Emulated tests grant full control
Real-life aircraft tests are expensive and time-consuming and, more importantly, not a reliable option for verification under different satellite link impairments such as latency, fading and congestion. An emulated test, on the other hand, is a much more reliable, cheaper and swifter option, because it allows developers to test their application in any scenario – independent from available aircraft or network conditions.
An emulated satellite link gives developers full control of the test setup, enabling them to emulate different kinds of satellite link behaviours, e.g. rough weather, satellite link impairments, handovers, or satellite link drops. This emulation allows developers to test the application’s’ performance and usability thoroughly when exposed to different conditions.
To obtain certification, proof of requirement fulfilment, and robustness to abnormal situations must be provided. This is possible with the use of code measurement tools in a fully managed testbed. Developers can measure the test’s coverage directly in the code of the application in order to make sure that all critical code is covered. Measurement tools are used to instrument the source code of the application. During test execution, these tools will provide data that indicates which parts of the code have been executed, and make suggestions for missing test cases.

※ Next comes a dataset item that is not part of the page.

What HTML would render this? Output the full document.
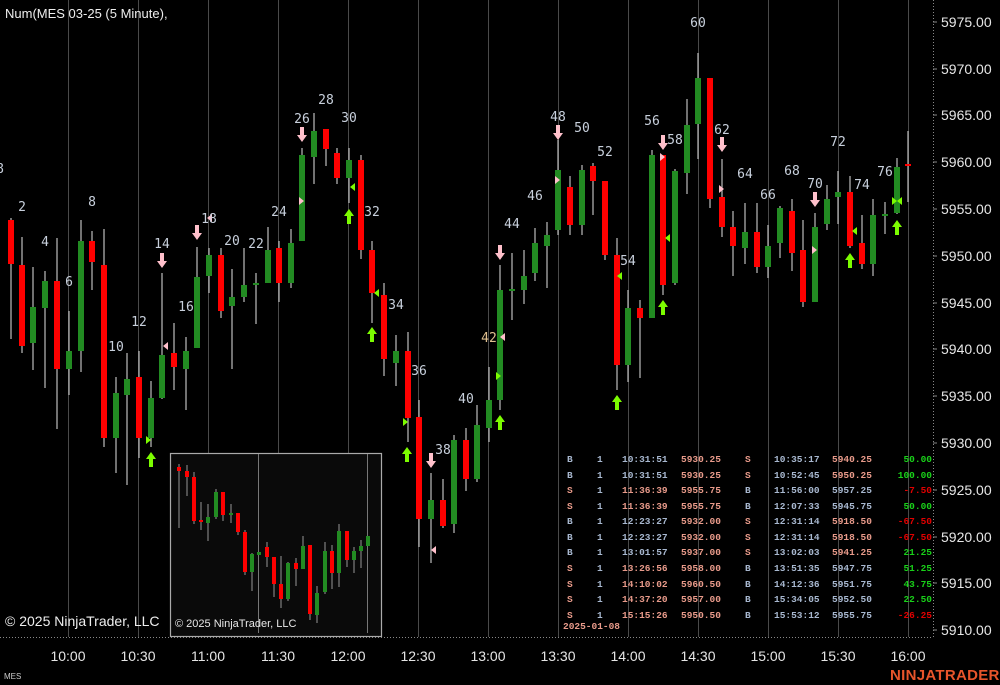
<!DOCTYPE html>
<html><head><meta charset="utf-8"><style>
html,body{margin:0;padding:0;background:#000;width:1000px;height:685px;overflow:hidden}
svg{display:block}
.l{font:13px "DejaVu Sans Mono","Liberation Mono",monospace;fill:#c8d0dc;text-anchor:middle}
.p{font:14px "Liberation Sans",sans-serif;fill:#e6e6e6}
.t{font:14px "Liberation Sans",sans-serif;fill:#e6e6e6;text-anchor:middle}
.tb{font:bold 9.5px "Liberation Mono",monospace}
.b{fill:#a8b8d0}.s{fill:#e89a8a}.g{fill:#19d019}.r{fill:#e00000}
</style></head><body>
<svg width="1000" height="685" viewBox="0 0 1000 685" xmlns="http://www.w3.org/2000/svg">
<defs>
<path id="dn" d="M-2,-8H2V0H5L0,7L-5,0H-2Z" fill="#ffc0cb"/>
<path id="up" d="M-2,8H2V0H5L0,-7L-5,0H-2Z" fill="#7cfc00"/>
<path id="rp" d="M0,-4L5,0L0,4Z"/>
<path id="lp" d="M0,-4L-5,0L0,4Z"/>
</defs>
<rect width="1000" height="685" fill="#000"/>
<g stroke="#4a4a4a" stroke-width="1">
<line x1="68.5" y1="0" x2="68.5" y2="637"/><line x1="138.5" y1="0" x2="138.5" y2="637"/><line x1="208.5" y1="0" x2="208.5" y2="637"/><line x1="278.5" y1="0" x2="278.5" y2="637"/><line x1="348.5" y1="0" x2="348.5" y2="637"/><line x1="418.5" y1="0" x2="418.5" y2="637"/><line x1="488.5" y1="0" x2="488.5" y2="637"/><line x1="558.5" y1="0" x2="558.5" y2="637"/><line x1="628.5" y1="0" x2="628.5" y2="637"/><line x1="698.5" y1="0" x2="698.5" y2="637"/><line x1="768.5" y1="0" x2="768.5" y2="637"/><line x1="838.5" y1="0" x2="838.5" y2="637"/><line x1="908.5" y1="0" x2="908.5" y2="637"/>
</g>
<g stroke="#bdbdbd" stroke-width="1.2">
<line x1="11" y1="218" x2="11" y2="339"/><line x1="22" y1="237" x2="22" y2="353"/><line x1="33" y1="267" x2="33" y2="370"/><line x1="45" y1="271" x2="45" y2="388"/><line x1="57" y1="238" x2="57" y2="429"/><line x1="69" y1="311" x2="69" y2="395"/><line x1="81" y1="220" x2="81" y2="372"/><line x1="92" y1="231" x2="92" y2="290"/><line x1="104" y1="229" x2="104" y2="447"/><line x1="116" y1="377" x2="116" y2="473"/><line x1="127" y1="353" x2="127" y2="485"/><line x1="139" y1="351" x2="139" y2="458"/><line x1="151" y1="381" x2="151" y2="447"/><line x1="162" y1="273" x2="162" y2="399"/><line x1="174" y1="323" x2="174" y2="390"/><line x1="186" y1="337" x2="186" y2="410"/><line x1="197" y1="247" x2="197" y2="348"/><line x1="209" y1="248" x2="209" y2="293"/><line x1="221" y1="248" x2="221" y2="318"/><line x1="232" y1="269" x2="232" y2="369"/><line x1="244" y1="248" x2="244" y2="302"/><line x1="256" y1="273" x2="256" y2="324"/><line x1="268" y1="227" x2="268" y2="283"/><line x1="279" y1="241" x2="279" y2="302"/><line x1="291" y1="229" x2="291" y2="288"/><line x1="302" y1="148" x2="302" y2="241"/><line x1="314" y1="113" x2="314" y2="184"/><line x1="326" y1="129" x2="326" y2="166"/><line x1="337" y1="148" x2="337" y2="184"/><line x1="349" y1="148" x2="349" y2="203"/><line x1="361" y1="155" x2="361" y2="259"/><line x1="372" y1="241" x2="372" y2="323"/><line x1="384" y1="283" x2="384" y2="376"/><line x1="396" y1="335" x2="396" y2="386"/><line x1="408" y1="332" x2="408" y2="442"/><line x1="419" y1="400" x2="419" y2="547"/><line x1="431" y1="473" x2="431" y2="563"/><line x1="443" y1="479" x2="443" y2="528"/><line x1="454" y1="435" x2="454" y2="533"/><line x1="466" y1="428" x2="466" y2="491"/><line x1="477" y1="405" x2="477" y2="482"/><line x1="489" y1="367" x2="489" y2="442"/><line x1="500" y1="265" x2="500" y2="410"/><line x1="512" y1="253" x2="512" y2="320"/><line x1="524" y1="250" x2="524" y2="304"/><line x1="535" y1="228" x2="535" y2="281"/><line x1="547" y1="222" x2="547" y2="288"/><line x1="558" y1="140" x2="558" y2="235"/><line x1="570" y1="176" x2="570" y2="235"/><line x1="582" y1="165" x2="582" y2="235"/><line x1="593" y1="163" x2="593" y2="215"/><line x1="605" y1="181" x2="605" y2="260"/><line x1="617" y1="238" x2="617" y2="390"/><line x1="628" y1="290" x2="628" y2="382"/><line x1="640" y1="300" x2="640" y2="378"/><line x1="652" y1="150" x2="652" y2="318"/><line x1="663" y1="155" x2="663" y2="295"/><line x1="675" y1="169" x2="675" y2="285"/><line x1="687" y1="99" x2="687" y2="194"/><line x1="698" y1="53" x2="698" y2="159"/><line x1="710" y1="78" x2="710" y2="208"/><line x1="722" y1="159" x2="722" y2="237"/><line x1="733" y1="211" x2="733" y2="276"/><line x1="745" y1="203" x2="745" y2="264"/><line x1="757" y1="203" x2="757" y2="273"/><line x1="768" y1="225" x2="768" y2="278"/><line x1="780" y1="206" x2="780" y2="258"/><line x1="792" y1="199" x2="792" y2="271"/><line x1="803" y1="220" x2="803" y2="307"/><line x1="815" y1="213" x2="815" y2="302"/><line x1="827" y1="185" x2="827" y2="230"/><line x1="838" y1="171" x2="838" y2="224"/><line x1="850" y1="176" x2="850" y2="248"/><line x1="862" y1="215" x2="862" y2="269"/><line x1="873" y1="199" x2="873" y2="276"/><line x1="885" y1="202" x2="885" y2="234"/><line x1="897" y1="158" x2="897" y2="214"/><line x1="908" y1="131" x2="908" y2="202"/>
</g>
<g>
<rect x="8" y="220" width="6" height="44" fill="#f00"/><rect x="19" y="265" width="6" height="81" fill="#f00"/><rect x="30" y="307" width="6" height="36" fill="#228b22"/><rect x="42" y="281" width="6" height="27" fill="#228b22"/><rect x="54" y="281" width="6" height="88" fill="#f00"/><rect x="66" y="351" width="6" height="18" fill="#228b22"/><rect x="78" y="241" width="6" height="110" fill="#228b22"/><rect x="89" y="241" width="6" height="21" fill="#f00"/><rect x="101" y="265" width="6" height="173" fill="#f00"/><rect x="113" y="393" width="6" height="45" fill="#228b22"/><rect x="124" y="379" width="6" height="16" fill="#228b22"/><rect x="136" y="377" width="6" height="61" fill="#f00"/><rect x="148" y="398" width="6" height="40" fill="#228b22"/><rect x="159" y="355" width="6" height="43" fill="#228b22"/><rect x="171" y="353" width="6" height="14" fill="#f00"/><rect x="183" y="351" width="6" height="18" fill="#228b22"/><rect x="194" y="277" width="6" height="71" fill="#228b22"/><rect x="206" y="255" width="6" height="21" fill="#228b22"/><rect x="218" y="255" width="6" height="56" fill="#f00"/><rect x="229" y="297" width="6" height="9" fill="#228b22"/><rect x="241" y="285" width="6" height="12" fill="#228b22"/><rect x="253" y="283" width="6" height="2" fill="#228b22"/><rect x="265" y="250" width="6" height="33" fill="#228b22"/><rect x="276" y="248" width="6" height="35" fill="#f00"/><rect x="288" y="243" width="6" height="40" fill="#228b22"/><rect x="299" y="155" width="6" height="86" fill="#228b22"/><rect x="311" y="131" width="6" height="26" fill="#228b22"/><rect x="323" y="129" width="6" height="20" fill="#f00"/><rect x="334" y="153" width="6" height="25" fill="#f00"/><rect x="346" y="160" width="6" height="18" fill="#228b22"/><rect x="358" y="160" width="6" height="90" fill="#f00"/><rect x="369" y="250" width="6" height="43" fill="#f00"/><rect x="381" y="295" width="6" height="64" fill="#f00"/><rect x="393" y="351" width="6" height="12" fill="#228b22"/><rect x="405" y="351" width="6" height="67" fill="#f00"/><rect x="416" y="417" width="6" height="102" fill="#f00"/><rect x="428" y="500" width="6" height="19" fill="#228b22"/><rect x="440" y="500" width="6" height="26" fill="#f00"/><rect x="451" y="440" width="6" height="84" fill="#228b22"/><rect x="463" y="440" width="6" height="39" fill="#f00"/><rect x="474" y="425" width="6" height="54" fill="#228b22"/><rect x="486" y="400" width="6" height="28" fill="#228b22"/><rect x="497" y="290" width="6" height="110" fill="#228b22"/><rect x="509" y="289" width="6" height="2" fill="#228b22"/><rect x="521" y="276" width="6" height="14" fill="#228b22"/><rect x="532" y="243" width="6" height="30" fill="#228b22"/><rect x="544" y="235" width="6" height="11" fill="#228b22"/><rect x="555" y="170" width="6" height="60" fill="#228b22"/><rect x="567" y="187" width="6" height="38" fill="#f00"/><rect x="579" y="170" width="6" height="55" fill="#228b22"/><rect x="590" y="166" width="6" height="15" fill="#f00"/><rect x="602" y="181" width="6" height="74" fill="#f00"/><rect x="614" y="255" width="6" height="110" fill="#f00"/><rect x="625" y="308" width="6" height="57" fill="#228b22"/><rect x="637" y="308" width="6" height="10" fill="#f00"/><rect x="649" y="155" width="6" height="163" fill="#228b22"/><rect x="660" y="155" width="6" height="130" fill="#f00"/><rect x="672" y="171" width="6" height="112" fill="#228b22"/><rect x="684" y="125" width="6" height="48" fill="#228b22"/><rect x="695" y="78" width="6" height="46" fill="#228b22"/><rect x="707" y="78" width="6" height="121" fill="#f00"/><rect x="719" y="197" width="6" height="30" fill="#f00"/><rect x="730" y="227" width="6" height="19" fill="#f00"/><rect x="742" y="232" width="6" height="16" fill="#228b22"/><rect x="754" y="232" width="6" height="35" fill="#f00"/><rect x="765" y="246" width="6" height="21" fill="#228b22"/><rect x="777" y="208" width="6" height="35" fill="#228b22"/><rect x="789" y="211" width="6" height="42" fill="#f00"/><rect x="800" y="250" width="6" height="52" fill="#f00"/><rect x="812" y="227" width="6" height="75" fill="#228b22"/><rect x="824" y="199" width="6" height="25" fill="#228b22"/><rect x="835" y="192" width="6" height="5" fill="#228b22"/><rect x="847" y="192" width="6" height="54" fill="#f00"/><rect x="859" y="243" width="6" height="21" fill="#f00"/><rect x="870" y="215" width="6" height="49" fill="#228b22"/><rect x="882" y="214" width="6" height="2" fill="#228b22"/><rect x="894" y="167" width="6" height="46" fill="#228b22"/><rect x="905" y="164" width="6" height="2" fill="#f00"/>
</g>
<!-- arrows -->
<use href="#dn" x="162" y="261"/><use href="#dn" x="197" y="233"/><use href="#dn" x="302" y="135"/><use href="#dn" x="431" y="461"/><use href="#dn" x="500" y="253"/><use href="#dn" x="558" y="133"/><use href="#dn" x="663" y="143"/><use href="#dn" x="722" y="145"/><use href="#dn" x="815" y="200"/>
<use href="#up" x="151" y="459"/><use href="#up" x="349" y="216"/><use href="#up" x="372" y="334"/><use href="#up" x="407" y="454"/><use href="#up" x="500" y="422"/><use href="#up" x="617" y="402"/><use href="#up" x="663" y="307"/><use href="#up" x="850" y="260"/><use href="#up" x="897" y="227"/>
<g fill="#ffc0cb"><use href="#rp" x="299" y="201"/><use href="#lp" x="168" y="346"/><use href="#lp" x="212" y="218"/><use href="#lp" x="505" y="337"/><use href="#lp" x="436" y="550"/><use href="#rp" x="555" y="180"/><use href="#rp" x="660" y="157"/><use href="#rp" x="719" y="189"/><use href="#rp" x="812" y="250"/></g>
<g fill="#7cfc00"><use href="#rp" x="146" y="440"/><use href="#lp" x="355" y="187"/><use href="#lp" x="379" y="293"/><use href="#rp" x="403" y="422"/><use href="#rp" x="496" y="376"/><use href="#lp" x="622" y="276"/><use href="#lp" x="670" y="238"/><use href="#lp" x="857" y="231"/><use href="#lp" x="902" y="201"/><use href="#rp" x="892" y="201"/></g>
<!-- bar labels -->
<g class="l">
<text x="0" y="173">8</text><text x="22" y="211">2</text><text x="45" y="246">4</text><text x="69" y="286">6</text><text x="92" y="206">8</text><text x="116" y="351">10</text><text x="139" y="326">12</text><text x="162" y="248">14</text><text x="186" y="311">16</text><text x="209" y="223">18</text><text x="232" y="245">20</text><text x="256" y="248">22</text><text x="279" y="216">24</text><text x="302" y="123">26</text><text x="326" y="104">28</text><text x="349" y="122">30</text><text x="372" y="216">32</text><text x="396" y="309">34</text><text x="419" y="375">36</text><text x="443" y="454">38</text><text x="466" y="403">40</text><text x="489" y="342" style="fill:#e0c090">42</text><text x="512" y="228">44</text><text x="535" y="200">46</text><text x="558" y="121">48</text><text x="582" y="132">50</text><text x="605" y="156">52</text><text x="628" y="265">54</text><text x="652" y="125">56</text><text x="675" y="144">58</text><text x="698" y="27">60</text><text x="722" y="134">62</text><text x="745" y="178">64</text><text x="768" y="199">66</text><text x="792" y="175">68</text><text x="815" y="188">70</text><text x="838" y="146">72</text><text x="862" y="189">74</text><text x="885" y="176">76</text>
</g>
<!-- inset -->
<rect x="170.5" y="453.5" width="211" height="183" fill="#0a0a0a" stroke="#aaa" stroke-width="1.2"/>
<g stroke="#777"><line x1="258.5" y1="454" x2="258.5" y2="633"/><line x1="367.5" y1="454" x2="367.5" y2="633"/></g>
<g stroke="#bbb" stroke-width="0.8">
<line x1="179" y1="464" x2="179" y2="528"/><line x1="187" y1="465" x2="187" y2="496"/><line x1="194" y1="472" x2="194" y2="524"/><line x1="201" y1="502" x2="201" y2="530"/><line x1="208" y1="504" x2="208" y2="541"/><line x1="216" y1="489" x2="216" y2="519"/><line x1="223" y1="492" x2="223" y2="521"/><line x1="231" y1="504" x2="231" y2="523"/><line x1="238" y1="513" x2="238" y2="535"/><line x1="245" y1="530" x2="245" y2="575"/><line x1="252" y1="553" x2="252" y2="591"/><line x1="259" y1="552" x2="259" y2="555"/><line x1="267" y1="542" x2="267" y2="567"/><line x1="274" y1="557" x2="274" y2="597"/><line x1="281" y1="556" x2="281" y2="608"/><line x1="288" y1="562" x2="288" y2="601"/><line x1="296" y1="558" x2="296" y2="586"/><line x1="303" y1="536" x2="303" y2="569"/><line x1="310" y1="545" x2="310" y2="620"/><line x1="317" y1="586" x2="317" y2="623"/><line x1="325" y1="542" x2="325" y2="594"/><line x1="332" y1="545" x2="332" y2="589"/><line x1="339" y1="524" x2="339" y2="587"/><line x1="347" y1="531" x2="347" y2="567"/><line x1="354" y1="547" x2="354" y2="573"/><line x1="361" y1="540" x2="361" y2="568"/>
</g>
<g>
<rect x="177" y="467" width="4" height="4" fill="#f00"/><rect x="185" y="471" width="4" height="6" fill="#f00"/><rect x="192" y="477" width="4" height="44" fill="#f00"/><rect x="199" y="520" width="4" height="2" fill="#f00"/><rect x="206" y="517" width="4" height="6" fill="#228b22"/><rect x="214" y="492" width="4" height="25" fill="#228b22"/><rect x="221" y="492" width="4" height="23" fill="#f00"/><rect x="229" y="513" width="4" height="2" fill="#228b22"/><rect x="236" y="513" width="4" height="19" fill="#f00"/><rect x="243" y="532" width="4" height="40" fill="#f00"/><rect x="250" y="554" width="4" height="18" fill="#228b22"/><rect x="257" y="552" width="4" height="3" fill="#228b22"/><rect x="265" y="547" width="4" height="10" fill="#f00"/><rect x="272" y="557" width="4" height="27" fill="#f00"/><rect x="279" y="584" width="4" height="15" fill="#f00"/><rect x="286" y="563" width="4" height="36" fill="#228b22"/><rect x="294" y="563" width="4" height="6" fill="#f00"/><rect x="301" y="546" width="4" height="23" fill="#228b22"/><rect x="308" y="545" width="4" height="69" fill="#f00"/><rect x="315" y="593" width="4" height="22" fill="#228b22"/><rect x="323" y="551" width="4" height="41" fill="#228b22"/><rect x="330" y="551" width="4" height="22" fill="#f00"/><rect x="337" y="531" width="4" height="42" fill="#228b22"/><rect x="345" y="531" width="4" height="29" fill="#f00"/><rect x="352" y="551" width="4" height="9" fill="#228b22"/><rect x="359" y="546" width="4" height="5" fill="#228b22"/><rect x="366" y="536" width="4" height="10" fill="#228b22"/>
</g>
<text x="175" y="627" style="font:11px 'Liberation Sans',sans-serif;fill:#e8e8e8">© 2025 NinjaTrader, LLC</text>
<!-- axes -->
<line x1="0" y1="637.5" x2="933" y2="637.5" stroke="#888" stroke-dasharray="1,2"/>
<line x1="933.5" y1="0" x2="933.5" y2="638" stroke="#888" stroke-dasharray="1,2"/>
<g stroke="#888"><line x1="933" y1="22" x2="937" y2="22"/><line x1="933" y1="69" x2="937" y2="69"/><line x1="933" y1="115" x2="937" y2="115"/><line x1="933" y1="162" x2="937" y2="162"/><line x1="933" y1="209" x2="937" y2="209"/><line x1="933" y1="256" x2="937" y2="256"/><line x1="933" y1="303" x2="937" y2="303"/><line x1="933" y1="349" x2="937" y2="349"/><line x1="933" y1="396" x2="937" y2="396"/><line x1="933" y1="443" x2="937" y2="443"/><line x1="933" y1="490" x2="937" y2="490"/><line x1="933" y1="537" x2="937" y2="537"/><line x1="933" y1="583" x2="937" y2="583"/><line x1="933" y1="630" x2="937" y2="630"/></g>
<g class="p">
<text x="941" y="27">5975.00</text><text x="941" y="74">5970.00</text><text x="941" y="120">5965.00</text><text x="941" y="167">5960.00</text><text x="941" y="214">5955.00</text><text x="941" y="261">5950.00</text><text x="941" y="308">5945.00</text><text x="941" y="354">5940.00</text><text x="941" y="401">5935.00</text><text x="941" y="448">5930.00</text><text x="941" y="495">5925.00</text><text x="941" y="542">5920.00</text><text x="941" y="588">5915.00</text><text x="941" y="635">5910.00</text>
</g>
<g class="t">
<text x="68" y="661">10:00</text><text x="138" y="661">10:30</text><text x="208" y="661">11:00</text><text x="278" y="661">11:30</text><text x="348" y="661">12:00</text><text x="418" y="661">12:30</text><text x="488" y="661">13:00</text><text x="558" y="661">13:30</text><text x="628" y="661">14:00</text><text x="698" y="661">14:30</text><text x="768" y="661">15:00</text><text x="838" y="661">15:30</text><text x="908" y="661">16:00</text>
</g>
<text x="5" y="18" style="font:13px 'Liberation Sans',sans-serif;fill:#eee">Num(MES 03-25 (5 Minute),</text>
<text x="5" y="626" style="font:14px 'Liberation Sans',sans-serif;fill:#eee">© 2025 NinjaTrader, LLC</text>
<text x="4" y="679" style="font:8px 'Liberation Sans',sans-serif;fill:#ccc">MES</text>
<text x="890" y="680" style="font:bold 15px 'Liberation Sans',sans-serif;fill:#e8552b;letter-spacing:0.3px">NINJATRADER</text>
<!-- trade table -->
<g class="tb">
<g transform="translate(0,462)"><text x="567" class="b">B</text><text x="597" class="b">1</text><text x="622" class="b">10:31:51</text><text x="681" class="s">5930.25</text><text x="745" class="s">S</text><text x="774" class="b">10:35:17</text><text x="832" class="s">5940.25</text><text x="932" text-anchor="end" class="g">50.00</text></g>
<g transform="translate(0,478)"><text x="567" class="b">B</text><text x="597" class="b">1</text><text x="622" class="b">10:31:51</text><text x="681" class="s">5930.25</text><text x="745" class="s">S</text><text x="774" class="b">10:52:45</text><text x="832" class="s">5950.25</text><text x="932" text-anchor="end" class="g">100.00</text></g>
<g transform="translate(0,493)"><text x="567" class="s">S</text><text x="597" class="b">1</text><text x="622" class="s">11:36:39</text><text x="681" class="s">5955.75</text><text x="745" class="b">B</text><text x="774" class="b">11:56:00</text><text x="832" class="b">5957.25</text><text x="932" text-anchor="end" class="r">-7.50</text></g>
<g transform="translate(0,509)"><text x="567" class="s">S</text><text x="597" class="b">1</text><text x="622" class="s">11:36:39</text><text x="681" class="s">5955.75</text><text x="745" class="b">B</text><text x="774" class="b">12:07:33</text><text x="832" class="b">5945.75</text><text x="932" text-anchor="end" class="g">50.00</text></g>
<g transform="translate(0,524)"><text x="567" class="b">B</text><text x="597" class="b">1</text><text x="622" class="b">12:23:27</text><text x="681" class="s">5932.00</text><text x="745" class="s">S</text><text x="774" class="b">12:31:14</text><text x="832" class="s">5918.50</text><text x="932" text-anchor="end" class="r">-67.50</text></g>
<g transform="translate(0,540)"><text x="567" class="b">B</text><text x="597" class="b">1</text><text x="622" class="b">12:23:27</text><text x="681" class="s">5932.00</text><text x="745" class="s">S</text><text x="774" class="b">12:31:14</text><text x="832" class="s">5918.50</text><text x="932" text-anchor="end" class="r">-67.50</text></g>
<g transform="translate(0,555)"><text x="567" class="b">B</text><text x="597" class="b">1</text><text x="622" class="b">13:01:57</text><text x="681" class="s">5937.00</text><text x="745" class="s">S</text><text x="774" class="b">13:02:03</text><text x="832" class="s">5941.25</text><text x="932" text-anchor="end" class="g">21.25</text></g>
<g transform="translate(0,571)"><text x="567" class="s">S</text><text x="597" class="b">1</text><text x="622" class="s">13:26:56</text><text x="681" class="s">5958.00</text><text x="745" class="b">B</text><text x="774" class="b">13:51:35</text><text x="832" class="b">5947.75</text><text x="932" text-anchor="end" class="g">51.25</text></g>
<g transform="translate(0,587)"><text x="567" class="s">S</text><text x="597" class="b">1</text><text x="622" class="s">14:10:02</text><text x="681" class="s">5960.50</text><text x="745" class="b">B</text><text x="774" class="b">14:12:36</text><text x="832" class="b">5951.75</text><text x="932" text-anchor="end" class="g">43.75</text></g>
<g transform="translate(0,602)"><text x="567" class="s">S</text><text x="597" class="b">1</text><text x="622" class="s">14:37:20</text><text x="681" class="s">5957.00</text><text x="745" class="b">B</text><text x="774" class="b">15:34:05</text><text x="832" class="b">5952.50</text><text x="932" text-anchor="end" class="g">22.50</text></g>
<g transform="translate(0,618)"><text x="567" class="s">S</text><text x="597" class="b">1</text><text x="622" class="s">15:15:26</text><text x="681" class="s">5950.50</text><text x="745" class="b">B</text><text x="774" class="b">15:53:12</text><text x="832" class="b">5955.75</text><text x="932" text-anchor="end" class="r">-26.25</text></g>
<text x="563" y="629" class="s">2025-01-08</text>
</g>
</svg>
</body></html>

With the growing market for connectivity in aircraft – both in the cabin and the cockpit – the demand for more intelligent test solutions is also increasing. Combining managed and emulated testbeds and visibility into code coverage, end-to-end tests lead to more efficient testing and more accurate test results. This will also shorten the test time and thus the time to market for new applications, giving developers a competitive edge.
For the airline companies, better testing will lead to a safer journey towards the connected cockpit, with reliable applications. With the connected cockpit comes the benefits of updated information, passenger lists, weather reports, and connectivity to the air traffic management – all things that ease the pilot’s job and make flying safer.